Every operation will return an OperationResult<T> response, this is an object that represent the outcome of the operation, in case no exception is thrown, with the following details:

  • IsSuccessful: Boolean flag that represents the status of the operation, in case it complete without exception.
  • Content: Depending on the type of the operation will return either bool, an entity object or a list of entities.
  • Attributes: A dictionary containing implementation specific data to be consumed by the application if required, for CosmosDB implementation, it returns the keys ETag and RequestCharge with it's respective values.

Unit Tests

The library already have unit tests and integration tests covering the operations implemented.
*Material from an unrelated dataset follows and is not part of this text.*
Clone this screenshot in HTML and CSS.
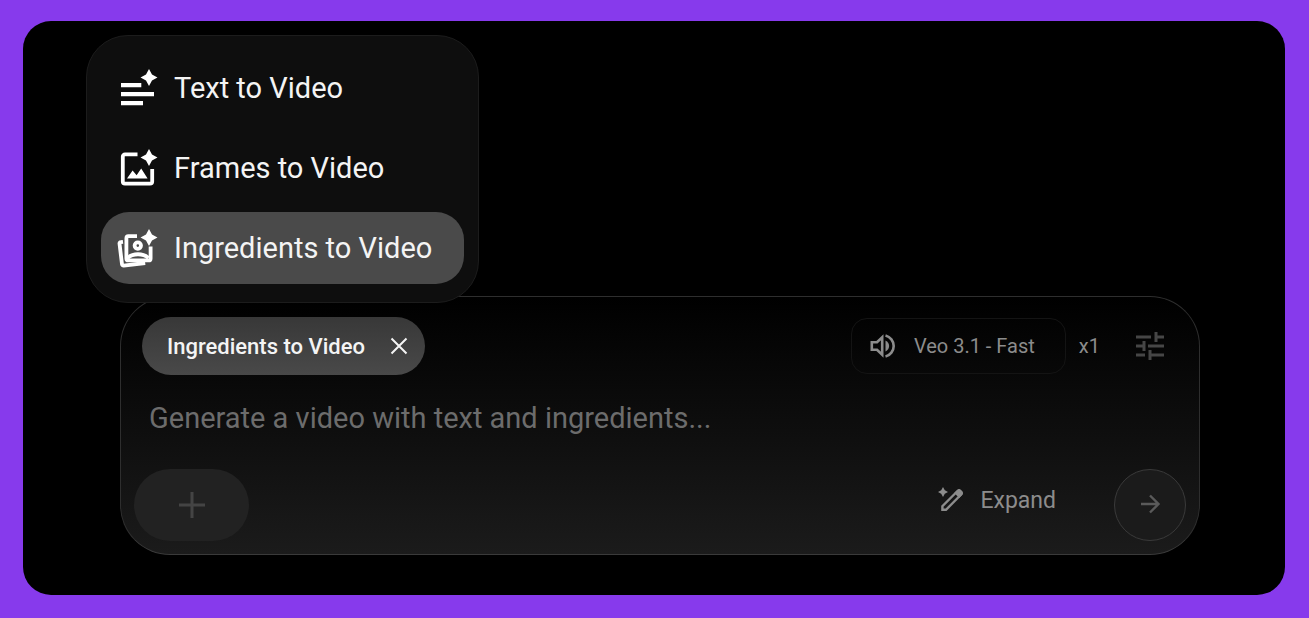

This does not prevent the consumer application of writing their own integration tests.

The tests implemented in the package is to ensure the package works for the intended scenarios, when applications start consuming it, some design decisions might not serialize properly, causing loss of data. For this reason, is really important that the consuming applications have tests converting at least Created+Read test to make sure the contents written to the DB are serialized and de-serialized correctly based on entity structure.